Michael Graham has recruited a cross-section of people from the Nelson community—including some lawyers and politicians—to take part in a theatrical reading by the Academy Award winning screenwriter Dustin Lance Black.

They will be producing 8, a play based on court testimony from Perry vs. Schwarzenegger, a recent successful court challenge of Proposition 8, an initiative that would have outlawed gay marriage in California. (The State of California is now appealing the decision to a higher court.)

The show runs on August 31 at the Capitol.

Funny, sad, emotional, farcical

“It was written as a reading, not as a play,” says Graham, a well known Nelson actor and director. He spoke with The Nelson Daily just before the group’s rehearsal today. “Though it has the makings of a great Broadway musical because it has very funny stuff, it has sad stuff, it is emotional and it has farcical parts. The interesting thing is you could not write this stuff. Well you could, but it would be unbelievable. Truth is stranger than fiction.  It’s very wonderful, moving and funny.”

“It’s moving,” he continues, “because you are dealing with real people, they are a family, a gay couple who don’t have children, but the lesbian couple have children and they are teenagers and they are a family.”

Dooley, Kozak, Mungall

The Nelson version of 8 has a cast of 21 readers. “I wanted to reach people that would not necessarily know about it or hear about it or even be interested, recruit them as readers. I did not want to have just a bunch of actors, I wanted people like politicians.”

Nelson Mayor John Dooley, Councillor Deb Kozak and Nelson-Creston MLA Michelle Mungall are in the cast.

Lawyers playing lawyers

“The chief prosecutor for Nelson is in it,” says Graham.  When people see their names they will bring in another type of audience. I didn’t want too many people who are “in the know.”

“I have some actors in it because I wanted the actors for the family scenario because there is some emotional stuff. I have lawyers playing lawyers, which is really interesting, Bob Long and Chris Cook.”

“I saw the play on YouTube,” says Deb Kozak.  “Michael invited me. It a great play and makes a statement about community, and about how things are progressing, so I am all in.”

“Michael asked me if I would be interested,” says Mayor Dooley, “and I said, sure.

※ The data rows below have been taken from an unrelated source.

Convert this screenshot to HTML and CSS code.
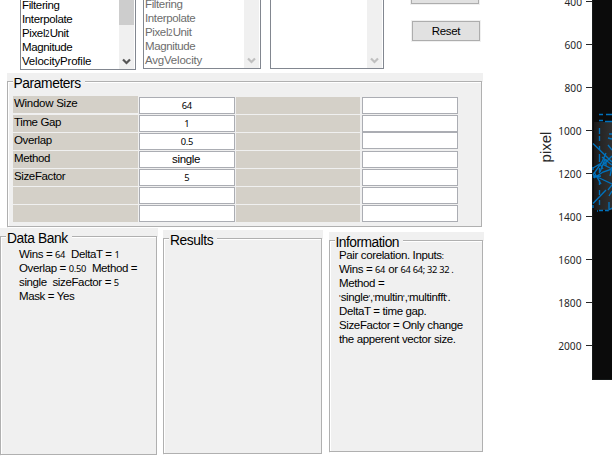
FILE: index.html
```html
<!DOCTYPE html>
<html lang="en">
<head>
<meta charset="utf-8">
<title>Vector analysis</title>
<link rel="stylesheet" href="styles.css">
</head>
<body>
<div class="app">
  <main class="controls">
    <section class="lists">
      <div class="listbox first">
        <ul><li>Filtering</li><li>Interpolate</li><li>Pixel<i class="small">2</i>Unit</li><li>Magnitude</li><li class="wide">VelocityProfile</li></ul>
        <div class="scroll"><div class="thumb"></div><svg width="15" height="12" viewBox="0 0 15 12"><path d="M4 2.5 7.5 6 11 2.5"/></svg></div>
      </div>
      <div class="listbox second off">
        <ul><li>Filtering</li><li>Interpolate</li><li>Pixel<i class="small">2</i>Unit</li><li>Magnitude</li><li class="wide">AvgVelocity</li></ul>
        <div class="scroll"><svg width="15" height="12" viewBox="0 0 15 12"><path d="M4 2.5 7.5 6 11 2.5"/></svg></div>
      </div>
      <div class="listbox third off">
        <div class="scroll"><svg width="15" height="12" viewBox="0 0 15 12"><path d="M4 2.5 7.5 6 11 2.5"/></svg></div>
      </div>
      <div class="buttons"><button class="cut"></button><button>Reset</button></div>
    </section>

    <section class="panel params">
      <h2>Parameters</h2>
      <div class="frame">
        <div class="col labels">
          <span>Window Size</span><span>Time Gap</span><span>Overlap</span><span>Method</span><span>SizeFactor</span><span></span><span></span>
        </div>
        <div class="col fields">
          <span><i>64</i></span><span><i>1</i></span><span><i>0.5</i></span><span class="word">single</span><span><i>5</i></span><span></span><span></span>
        </div>
        <div class="col blanks"><span></span><span></span><span></span><span></span><span></span><span></span><span></span></div>
        <div class="col fields extra"><span></span><span></span><span class="raised"></span><span></span><span></span><span></span><span></span></div>
      </div>
    </section>

    <section class="bottom">
      <div class="panel bank">
        <h2>Data Bank</h2>
        <div class="frame">
          <p>Wins = <i>64</i>&nbsp; DeltaT = <i>1</i></p><p>Overlap = <i>0.50</i>&nbsp; Method =</p><p>single&nbsp; sizeFactor = <i>5</i></p><p>Mask = Yes</p>
        </div>
      </div>
      <div class="panel results">
        <h2>Results</h2>
        <div class="frame"></div>
      </div>
      <div class="panel info">
        <h2>Information</h2>
        <div class="frame">
          <p>Pair corelation. Inputs<i class="small">:</i></p><p>Wins = <i>64</i> or <i>64 64; 32 32 .</i></p><p>Method =</p><p><b>'</b>single<b>'</b>,<b>'</b>multin<b>'</b>,<b>'</b>multinfft<b>'</b>.</p><p>DeltaT = time gap.</p><p>SizeFactor = Only change</p><p>the apperent vector size.</p>
        </div>
      </div>
    </section>
  </main>

  <aside class="chart">
    <svg width="80" height="456" viewBox="0 0 80 456">
      <defs><linearGradient id="flow" x1="0" x2="1"><stop offset="0" stop-color="#171717"/><stop offset=".4" stop-color="#262626"/><stop offset="1" stop-color="#303030"/></linearGradient></defs>
      <rect x="60" y="0" width="20" height="380" fill="#0b0b0b"/>
      <rect x="62" y="122" width="18" height="88" fill="url(#flow)"/>
      <path class="edge" d="M60.5 0V379.5H80"/>
      <path class="ticks" d="M54 1.5h6M54 44.5h6M54 87.5h6M54 130.5h6M54 173.5h6M54 216.5h6M54 259.5h6M54 302.5h6M54 345.5h6"/>
      <g class="tick">
        <text x="50" y="6">400</text><text x="50" y="49">600</text><text x="50" y="92">800</text><text x="49.5" y="135">1000</text><text x="49.5" y="178">1200</text><text x="49.5" y="221">1400</text><text x="49.5" y="264">1600</text><text x="49.5" y="307">1800</text><text x="49.5" y="350">2000</text>
      </g>
      <text class="axis" transform="translate(19 147) rotate(-90)">pixel</text>
      <g class="vectors">
        <path d="M67 114.500h4M74 114.500h6M67 120.500h4M73 121.500h7"/>
        <path d="M67.500 128v6M67.500 136v5M67.500 146v4M67.500 154v8M67.500 168v5M67.500 180v5M67.500 190v5M67.500 200v5"/>
        <path d="M61 143.500 80 162M61 203.500 74 190M61 175 70 162 74 153M61 175 80 184M62 172l7 12M62 178l9-6 9-3M61 168l7-4 3 5M68 172l5-13M70 157l10 8M76 145l4 5M77 134h3M76 138l4 1M72 165l8 4M61 177l8-1M76 190l4-5M77 196l3-5M74 159v7M71 165l9-9M61 167v3M61 205v3M78 176l2-9"/>
        <path d="M67 210.500h4M73 210.500h4M75 211l5-3M65 211h1M77 202v7"/>
      </g>
    </svg>
  </aside>
</div>
</body>
</html>
```
FILE: styles.css
```css
* { box-sizing: border-box; }
body { margin: 0; background: #fff; color: #000; font: 11.5px/14px "Liberation Sans", Arial, sans-serif; letter-spacing: -0.37px; overflow: hidden; }
h2, p, ul { margin: 0; padding: 0; }
ul { list-style: none; }
i { font: 9.3px/1 "Noto Sans", sans-serif; letter-spacing: -0.3px; margin-right: 0.3px; }
i.small { font-size: 8px; }
.app { display: flex; width: 612px; height: 456px; }
.controls { width: 484px; height: 456px; flex: none; }
.chart { width: 80px; margin-left: 48px; flex: none; letter-spacing: 0; }
.chart svg { display: block; }

.lists { display: flex; align-items: flex-start; height: 73px; padding-left: 20px; }
.listbox { display: flex; justify-content: space-between; border: 1px solid #828790; border-top: 0; background: #fff; overflow: hidden; }
.listbox li { height: 14px; white-space: nowrap; }
.listbox .wide { letter-spacing: -0.2px; }
.first { width: 116px; height: 70px; padding: 0 1px; }
.first ul { margin-top: -2px; }
.second { width: 118px; height: 69px; margin-left: 7px; padding: 0 1px; }
.second ul { margin-top: -3px; }
.third { width: 114px; height: 69px; margin-left: 9px; padding-right: 1px; justify-content: flex-end; }
.off { color: #6d6d6d; }
.scroll { display: flex; flex-direction: column; justify-content: flex-end; width: 15px; height: 100%; padding-bottom: 0; background: #f0f0f0; }
.thumb { height: 25px; margin-bottom: auto; background: #cdcdcd; }
.scroll path { fill: none; stroke: #555; stroke-width: 2.2; }
.off .scroll path { stroke: #bfbfbf; }
.buttons { display: flex; flex-direction: column; gap: 17px; margin-left: 27px; }
button { width: 68px; height: 20px; margin: 0 0 0 1px; padding: 0 0 1px; border: 1px solid #adadad; outline: 1px solid #f0f0f0; background: #e1e1e1; color: #000; font: 11.5px/18px "Liberation Sans", Arial, sans-serif; letter-spacing: -0.3px; }
button.cut { height: 4px; margin-left: 0; border-top: 0; padding: 0; }

.panel { display: flex; flex-direction: column; background: #f0f0f0; }
.panel h2 { align-self: flex-start; position: relative; z-index: 1; height: 16px; padding: 0 4px 0 1px; background: #f0f0f0; font-size: 13.8px; font-weight: 400; line-height: 17px; letter-spacing: -0.4px; white-space: nowrap; }
.frame { flex: 1; margin-top: -8px; border: 1px solid #b0b0b0; box-shadow: inset 1px 1px #fff, 1px 1px #fff; }

.params { width: 476px; height: 155px; margin-left: 7px; padding-right: 1px; padding-bottom: 1px; }
.params h2 { margin: 2px 0 -2px 5.5px; }
.params .frame { display: flex; padding: 15px 0 0 5px; }
.col { display: flex; flex-direction: column; gap: 1px; flex: none; }
.col span { display: block; height: 17px; }
.labels { width: 125px; }
.labels span, .blanks span { padding-left: 1px; background: #d4d0c8; line-height: 15px; }
.labels span:first-child { margin: -1px 0 1px; letter-spacing: -0.27px; }
.blanks { width: 124px; margin-left: 1px; }
.fields { width: 96px; margin-left: 1px; }
.fields span { border: 1px solid #abadb3; background: #fff; text-align: center; line-height: 15px; }
.extra { margin-left: 2px; }
.fields .raised { margin: -1px 0 1px; }
.fields .word { padding-right: 2px; }

.bottom { display: flex; align-items: flex-start; height: 228px; }
.bottom .panel { padding-right: 1px; padding-bottom: 1px; flex: none; }
.bank { width: 158px; height: 228px; }
.results { width: 160px; height: 225px; margin: 2px 0 0 5px; }
.info { width: 155px; height: 221px; margin: 4px 0 0 6px; }
.bank h2, .results h2, .info h2 { margin: 2px 0 -2px 6px; }
.info h2 { letter-spacing: -0.5px; margin-left: 5.5px; }
.bank .frame { padding: 10px 0 0 18px; }
.info .frame { padding: 7px 0 0 9px; }
.frame p { height: 14px; white-space: nowrap; }
.frame b { font: 8.5px/1 "Liberation Sans", Arial, sans-serif; letter-spacing: 0; color: #222; }

.edge { fill: none; stroke: #171a1a; }
.ticks { stroke: #262626; stroke-width: 1; }
.tick text { font: 10.2px "Noto Sans", sans-serif; fill: #262626; text-anchor: end; }
.axis { font: 15px "Liberation Sans", Arial, sans-serif; fill: #262626; text-anchor: middle; }
.vectors { fill: none; stroke: #0072bd; stroke-width: 1.35; }
```
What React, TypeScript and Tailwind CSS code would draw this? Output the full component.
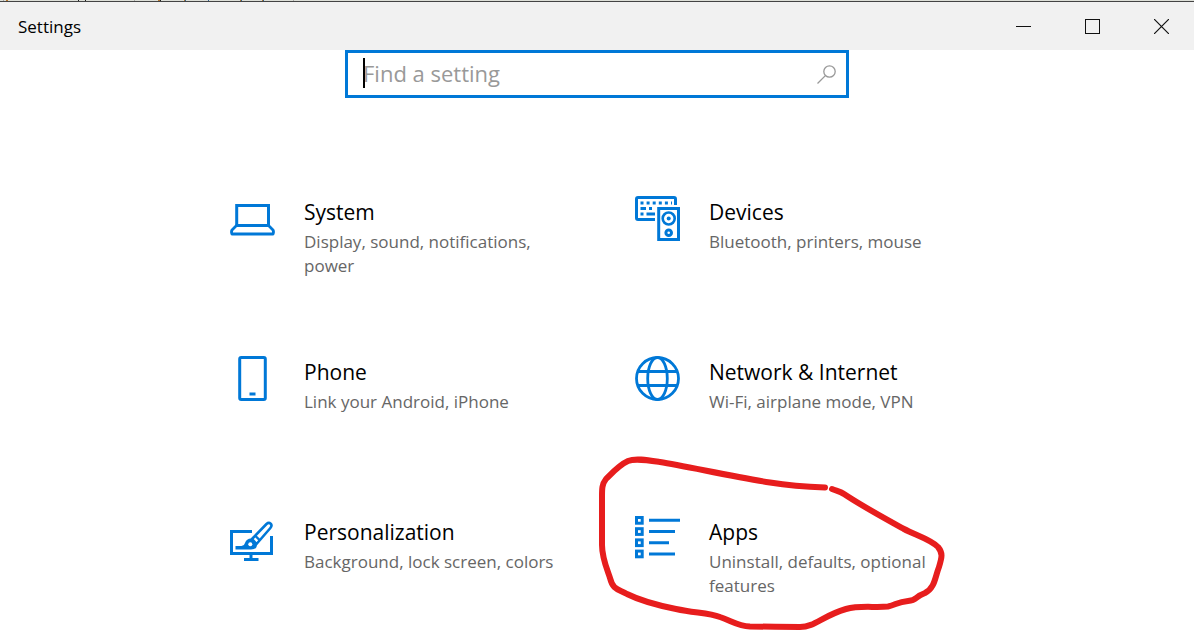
import type { ReactNode } from "react";

const stroke = { fill: "none", stroke: "#0078d7", strokeWidth: 3 } as const;

function LaptopIcon() {
  return (
    <svg viewBox="0 0 45 45" className="size-[45px] shrink-0" aria-hidden="true">
      <g {...stroke}>
        <path d="M6.700 30V9.500H38.500V30" />
        <path d="M6.500 29.500H38.500L43 34Q44 36 43 38H2Q1 36 2 34Z" strokeWidth="2.800" strokeLinejoin="round" />
      </g>
    </svg>
  );
}

function DevicesIcon() {
  return (
    <svg viewBox="0 0 45 45" className="size-[45px] shrink-0" aria-hidden="true">
      <g {...stroke}>
        <path d="M20 23.5H3Q1.5 23.5 1.5 22V3Q1.5 1.5 3 1.5H39Q40.5 1.5 40.5 3V9" />
        <path d="M5.5 7H37" strokeDasharray="3 3.1" />
        <path d="M5.5 12.5H11M14 12.5H17M5.5 18H8.5M11.5 18H20" />
        <rect x="23.7" y="12.5" width="19.8" height="31" />
        <circle cx="33.7" cy="22.5" r="6" strokeWidth="2.6" />
        <circle cx="33.7" cy="36.7" r="2.8" strokeWidth="3" />
      </g>
      <circle cx="33.7" cy="22.5" r="2" fill="#0078d7" />
    </svg>
  );
}

function PhoneIcon() {
  return (
    <svg viewBox="0 0 45 45" className="size-[45px] shrink-0" aria-hidden="true">
      <rect x="9.7" y="1.5" width="25.6" height="42" rx="1.5" {...stroke} />
      <rect x="19.5" y="36.5" width="6" height="3" fill="#0078d7" />
    </svg>
  );
}

function GlobeIcon() {
  return (
    <svg viewBox="0 0 45 45" className="size-[45px] shrink-0" aria-hidden="true">
      <g {...stroke} strokeWidth={2.8}>
        <circle cx="22.5" cy="22.5" r="21" />
        <ellipse cx="22.5" cy="22.5" rx="9.8" ry="21" />
        <path d="M2.5 15.5H42.5M2.5 29.5H42.5" />
      </g>
    </svg>
  );
}

function PersonalizationIcon() {
  return (
    <svg viewBox="0 0 45 45" className="size-[45px] shrink-0" aria-hidden="true">
      <g {...stroke}>
        <path d="M22 15.500H1.500V37.500H41.500V20" />
        <path d="M21 37.500V43.500M14 43.500H28.500" />
        <path d="M22 23L36.500 8Q38.800 6 40.700 7.700Q42.400 9.700 40.400 12L26.500 28Z" strokeWidth="2.600" strokeLinejoin="round" />
        <path d="M25.500 20L30 24.500" strokeWidth="2.400" />
      </g>
      <path d="M5.500 30H11.500Q14.500 29.500 15 27Q16.500 22.500 21 22.500L27 28.500Q27 33.500 21 33.500H5.500Z" fill="#0078d7" />
      <circle cx="20.300" cy="28.300" r="2" fill="#fff" />
    </svg>
  );
}

function AppsIcon() {
  return (
    <svg viewBox="0 0 45 45" className="size-[45px] shrink-0" aria-hidden="true">
      <g {...stroke}>
        <rect x="1.500" y="1.500" width="5.700" height="5.700" />
        <rect x="1.500" y="12.700" width="5.700" height="5.700" />
        <rect x="1.500" y="23.900" width="5.700" height="5.700" />
        <rect x="1.500" y="35.100" width="5.700" height="5.700" />
        <path d="M14 4.300H45M14 15.500H40M14 26.700H34M14 37.900H40" />
      </g>
    </svg>
  );
}

function RedMarker() {
  return (
    <svg
      viewBox="597 455 350 176"
      className="pointer-events-none absolute -top-[61px] left-0 h-[176px] w-[350px] max-w-none"
      aria-hidden="true"
    >
      <g fill="none" stroke="#e71d1d" strokeWidth="6" strokeLinecap="round" strokeLinejoin="round">
        <path d="M825 487.500C809 487 791 486 770 482.500C735 477 685 466 660 462C647 460 635 458 628 461C619 465 611 474 606 479C602 484 602 489 602 496V545C602 558 607 569 610 578C613 590 618 589 627 594C643 602 661 606 676 609C695 613 709 613 720 617C732 621 738 626 750 626.500C765 626.500 785 627 800 627C815 627 822 616 846 609C860 605 875 608 888 606.500C896 605 897 602 908 601C918 600 914 597 925 593C935 588 935 577 939 567C942 557 943 553 938 547C930 539 915 535 904 529C884 518 862 506 844 494C840 491 837 491 832 489" />
      </g>
    </svg>
  );
}

function WindowEdge() {
  return (
    <div className="h-px overflow-hidden bg-[#dddfd8]" aria-hidden="true">
      <svg viewBox="0 0 320 1" className="block h-px w-80" shapeRendering="crispEdges">
        <path d="M3 .5h1M134 .5h1M293 .5h1" stroke="#aaa" />
        <path d="M6 .5h2M158 .5h2M184 .5h1M240 .5h1M262 .5h1" stroke="#b5762c" />
        <path d="M78 .5h1M85 .5h1M160 .5h1" stroke="#222" />
        <path d="M185 .5h1M208 .5h1M241 .5h1M263 .5h1" stroke="#2f6496" />
      </svg>
    </div>
  );
}

type Category = { title: string; detail: string; icon: ReactNode; marked?: boolean };

const categories: Category[] = [
  { title: "System", detail: "Display, sound, notifications, power", icon: <LaptopIcon /> },
  { title: "Devices", detail: "Bluetooth, printers, mouse", icon: <DevicesIcon /> },
  { title: "Phone", detail: "Link your Android, iPhone", icon: <PhoneIcon /> },
  { title: "Network & Internet", detail: "Wi-Fi, airplane mode, VPN", icon: <GlobeIcon /> },
  { title: "Personalization", detail: "Background, lock screen, colors", icon: <PersonalizationIcon /> },
  { title: "Apps", detail: "Uninstall, defaults, optional features", icon: <AppsIcon />, marked: true },
];

function Tile({ title, detail, icon, marked }: Category) {
  return (
    <div className="relative">
      <a href="#" className="flex min-h-24 gap-[29px] pl-[38px]">
        {icon}
        <span className="flex w-[252px] flex-col gap-1 pt-0.5">
          <span className="text-[21px] leading-7 text-black">{title}</span>
          <span className="text-[17px] leading-6 text-[#666]">{detail}</span>
        </span>
      </a>
      {marked && <RedMarker />}
    </div>
  );
}

export default function App() {
  return (
    <div className="min-h-screen overflow-hidden bg-white font-['Open_Sans','Noto_Sans',sans-serif]">
      <WindowEdge />
      <header className="flex h-[49px] items-center justify-between border-t border-[#444] bg-[#f1f1f1] pl-[18px]">
        <h1 className="pt-0.5 text-[17px] leading-6 text-black">Settings</h1>
        <div className="flex h-full -mr-0.5">
          <button type="button" aria-label="Minimize" className="flex w-[69px] items-center justify-center">
            <svg viewBox="0 0 15 15" className="size-[15px]"><path d="M0 7.500H15" stroke="#111" /></svg>
          </button>
          <button type="button" aria-label="Maximize" className="flex w-[69px] items-center justify-center">
            <svg viewBox="0 0 15 15" className="size-[15px]"><rect x=".5" y=".5" width="14" height="14" fill="none" stroke="#111" /></svg>
          </button>
          <button type="button" aria-label="Close" className="flex w-[69px] items-center justify-center">
            <svg viewBox="0 0 15 15" className="size-[15px]"><path d="M0 0L15 15M15 0L0 15" stroke="#111" strokeWidth="1.200" /></svg>
          </button>
        </div>
      </header>
      <main>
        <label className="relative mx-auto flex h-12 w-full max-w-[504px] items-center border-3 border-[#0078d7] bg-white pr-2.5 pl-[15px]">
          <span className="absolute top-[5px] left-[15px] h-[30px] w-0.5 bg-black" />
          <input
            type="text"
            aria-label="Find a setting"
            placeholder="Find a setting"
            className="min-w-0 flex-1 bg-transparent pb-0.5 text-[22px] leading-8 text-black caret-transparent outline-none placeholder:text-[#999]"
          />
          <svg viewBox="0 0 19 19" className="size-[19px]" aria-hidden="true">
            <g fill="none" stroke="#999" strokeWidth="1.300">
              <circle cx="12.500" cy="6.500" r="5.700" />
              <path d="M8.400 10.600L.5 18.500" />
            </g>
          </svg>
        </label>
        <nav className="mx-auto mt-[98px] grid max-w-[810px] grid-cols-2 gap-y-16">
          {categories.map((c) => (
            <Tile key={c.title} {...c} />
          ))}
        </nav>
      </main>
    </div>
  );
}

I have been in plays since I was a little kid in school.”

The Capitol Theatre stage will be set up like a courtroom, and the performers will be reading from their scripts.

Verbatim court transcripts and interviews

“The playwright has taken the dialogue verbatim from the transcripts,” says Graham, “and it is mostly the last three days of the final arguments, as well as from different interviews and different things that happened throughout the trial. Basically it happens in the courtroom but there are flashbacks to other testimony and to people talking outside.

“The funny part is some of the people that are there giving testimony for the defendants, that turns out to be almost ridiculous and that is what I meant by farcical. Eventually one of the guys actually does a 360 and ends up going to the other side, much to the chagrin of the government lawyer. That little scene is really quite funny.”

The reading has been staged in major cities and in small towns across the U.S. as a fundraiser for the upcoming Supreme Court challenge. Graham says he has always wanted to do something theatrical for gay pride week, “something that is not a drag show.”

The judge’s conclusions

In Perry vs. Schwarzenegger, Judge Walker rejected the assertion that kids need a married mom and dad, said there is no material difference between same-sex and different-sex relationships, and held that the Proposition 8 proponents could not identify any factually verifiable way in which allowing same-sex couples to marry would harm different-sex couples.

The 21 readers take the Capitol Theatre stage at 7:30 on Friday, August 31. Tickets are available at the Capitol Box Office.

Here is the full list of the political and theatrical and legal luminaries in Graham’s production:

Karen Agnew, Michael Calladine, Chris Cook, Oscar Derkx, Gus Fowler, John Dooley, Neil Harrower, Pat Henman, Deb Kozak,, Roger Ley, Bob Long, Joanna Maratta, Clay McCann, Brian Monroe, Michelle Mungal, Jeremy Pawlowicz, Bradley Roulston, Philip Seagram, Wade Swagar, Tyler Stuart, and Taylor Dean Wilson.